Sebagai aplikasi penyedia pemesanan kendaraan, Uber mengklaim bahwa bila isi revisi dari PM/2016 itu diterapkan, maka berpotensi ada kerugian yang dirasakan oleh masyarakat.
"Apabila diterapkan, masyarakat Indonesia akan kesulitan untuk mendapatkan akses terhadap pilihan mobilitas yang dapat diandalkan, serta peluang ekonomi yang fleksibel, yang ditawarkan oleh ride-sharing," ujar Uber, Jumat (17/3/2017).
SCROLL TO CONTINUE WITH CONTENT
Selama uji publik itu, Uber mencoba berperan aktif dengan berkomunikasi dengan pemerintah terkait payung hukum tersebut.
"Kami akan terus berkomunikasi dengan pemerintah guna memastikan kepentingan para penumpang dan mitra-pengemudi dapat diutamakan, serta memastikan bahwa inovasi dapat terus berkembang di Indonesia," tutur Uber.
Terdapat 11 pokok materi krusial dalam revisi PM 32 Tahun 2016 ini, meliputi 1) jenis angkutan sewa; 2) kapasitas silinder mesin kendaraan; 3) batas tarif angkutan sewa khusus; 4) kuota jumlah kendaraan angkutan sewa khusus; 5) kewajiban STNK berbadan hukum; 6) pengujian berkala/ KIR; 7) Pool; 8) Bengkel; 9) Pajak; 10) Akses Dashboard; dan 11) Sanksi.
Salah satu revisi PM32/2016 adalah mengatur kuota armada taksi online dan menentukan tarif batas atas-bawah.

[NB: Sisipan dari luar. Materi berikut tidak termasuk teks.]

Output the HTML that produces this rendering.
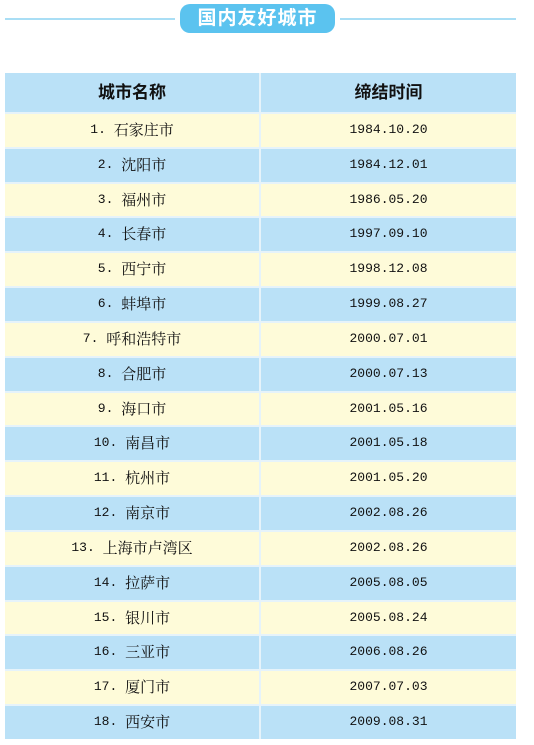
<!DOCTYPE html>
<html><head><meta charset="utf-8"><style>
body{margin:0;width:534px;height:745px;background:#fff;position:relative;overflow:hidden;font-family:"Liberation Mono","Noto Serif CJK SC",serif;}
.line{position:absolute;top:18px;height:2px;background:#a9def5;}
.pill{position:absolute;left:180px;top:4px;width:155px;height:29px;border-radius:10px;background:#5bc3ef;color:#fff;font:bold 19px "Liberation Sans","Noto Sans CJK SC",sans-serif;text-align:center;line-height:29px;letter-spacing:1px;}
.tbl{position:absolute;left:5px;top:73px;width:511px;}
.r{display:flex;height:34.83px;box-sizing:border-box;border-top:2px solid #e6f3fa;}
.r div{box-sizing:border-box;text-align:center;font-size:13px;color:#111;line-height:32px;white-space:nowrap;}
.r div:first-child{width:256px;border-right:2px solid #e6f3fa;}
.r div:last-child{flex:1;}
.r span{font-size:15px;font-family:"Noto Serif CJK SC",serif;vertical-align:top;}
.h{height:39px;border-top:none;background:#bae1f7;}
.h div{font:bold 17px "Liberation Sans","Noto Sans CJK SC",sans-serif !important;line-height:39px !important;}
.y{background:#fefbd9;}
.b{background:#bae1f7;}
</style></head><body>
<div class="line" style="left:5px;width:170px"></div>
<div class="line" style="left:340px;width:176px"></div>
<div class="pill">国内友好城市</div>
<div class="tbl">
<div class="r h"><div>城市名称</div><div>缔结时间</div></div>
<div class="r y"><div>1. <span>石家庄市</span></div><div>1984.10.20</div></div>
<div class="r b"><div>2. <span>沈阳市</span></div><div>1984.12.01</div></div>
<div class="r y"><div>3. <span>福州市</span></div><div>1986.05.20</div></div>
<div class="r b"><div>4. <span>长春市</span></div><div>1997.09.10</div></div>
<div class="r y"><div>5. <span>西宁市</span></div><div>1998.12.08</div></div>
<div class="r b"><div>6. <span>蚌埠市</span></div><div>1999.08.27</div></div>
<div class="r y"><div>7. <span>呼和浩特市</span></div><div>2000.07.01</div></div>
<div class="r b"><div>8. <span>合肥市</span></div><div>2000.07.13</div></div>
<div class="r y"><div>9. <span>海口市</span></div><div>2001.05.16</div></div>
<div class="r b"><div>10. <span>南昌市</span></div><div>2001.05.18</div></div>
<div class="r y"><div>11. <span>杭州市</span></div><div>2001.05.20</div></div>
<div class="r b"><div>12. <span>南京市</span></div><div>2002.08.26</div></div>
<div class="r y"><div>13. <span>上海市卢湾区</span></div><div>2002.08.26</div></div>
<div class="r b"><div>14. <span>拉萨市</span></div><div>2005.08.05</div></div>
<div class="r y"><div>15. <span>银川市</span></div><div>2005.08.24</div></div>
<div class="r b"><div>16. <span>三亚市</span></div><div>2006.08.26</div></div>
<div class="r y"><div>17. <span>厦门市</span></div><div>2007.07.03</div></div>
<div class="r b"><div>18. <span>西安市</span></div><div>2009.08.31</div></div>
</div>
</body></html>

Kementerian Perhubungan (Kemenhub) ingin tarif taksi online tak jauh berbeda dengan yang konvensional.
"Batas atas bawah tarif itu diserahkan kepada pemda, patokannya paling tidak misalnya argo yang taksi konvensional misalnya dia batasnya Rp 50 ribu, nah dia (taksi online) jangan sampai kemudian batas bawahnya dilos," tutur Dirjen Perhubungan Darat Kemenhub Pudji Hartanto belum lama ini. (fyk/fyk)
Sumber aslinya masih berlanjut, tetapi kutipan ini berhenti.